Self-knowledge will save many from falling into grievous temptations, and prevent many an inglorious defeat. In order to become acquainted with ourselves, it is essential that we faithfully investigate the motives and principles of our conduct, comparing our actions with the standard of duty revealed in God’s word (GW 275-276).

What do you do with a self-deceived individual? Do you leave him alone? Let him run his course of distortion and lies? Jesus doesn’t think so. He comes looking for the Laodicean church and sends a message where he introduces himself as the “Amen, the Faithful and True Witness.” Only a true friend, someone who cares, can offer solutions, resources, and council when you are in trouble. God reminds this self-deceived church that “Those whom I love I rebuke and discipline.” Rev. 3:19. Jesus describes the Laodicean church in radically honest terms, their condition requires transparent communication. They need someone who can be congruent and authentic with them. Then He kindly tells them that if riches are what they desire, that He has true gold refined in fire, if they desire fine clothing, He can offer white garments to wear and because they are obviously blind, He offers them eye salve so they can awaken from the stupor of self-deception, to see again (Rev.3:18).

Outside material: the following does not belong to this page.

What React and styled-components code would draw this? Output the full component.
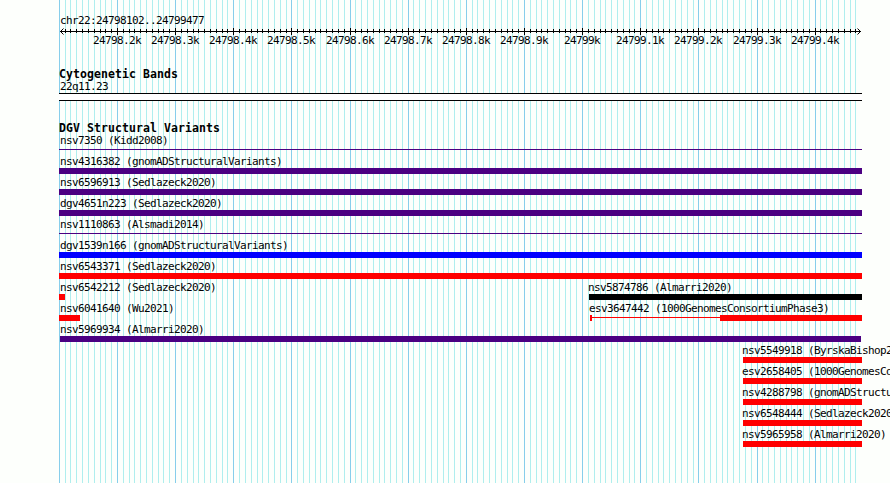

Truth and deception cannot cohabitate; they are mutually exclusive. So when Jesus is allowed to come into the human experience, He brings healing, salvation, truth, eye salve and an individual’s experience is changed forever. The only solution for the Laodicean experience is to open the door to Jesus who is on the outside. Jesus’ presence and His word in the heart are transformational because they bring truth, and truth has the power to change everything. Paul wrote to the Romans “I am not ashamed of the gospel, because it is the power of God for the salvation of everyone who believes: first the Jew, he for the Gentile. For in the gospel the righteousness of God is revealed, a righteousness that is by faith from first to last, just as it is written: “The righteousness will live by faith” (Rom. 116-17 NIV). In his epistle to the Hebrews Paul writes: “For the word of God is living and powerful, and sharper than any two-edged sword, piercing even to the division of soul and spirit, and of joints and marrow, and is a discerner of the thoughts and intents of the heart” Heb. 4:12.

I humbly invite you to explore the possibility that there may be areas in your life and ministry where you may be self-deceived. There may be aspects of your personality and relational skills that are not necessarily visible to you. Could it be that you may think that Jesus is in the house when indeed He is on the outside? Could it be that your greatest personal need, even as a gospel minister, is for a fresh falling of Jesus’s compassionate love, grace and righteousness? If it is, He is patiently waiting at the door.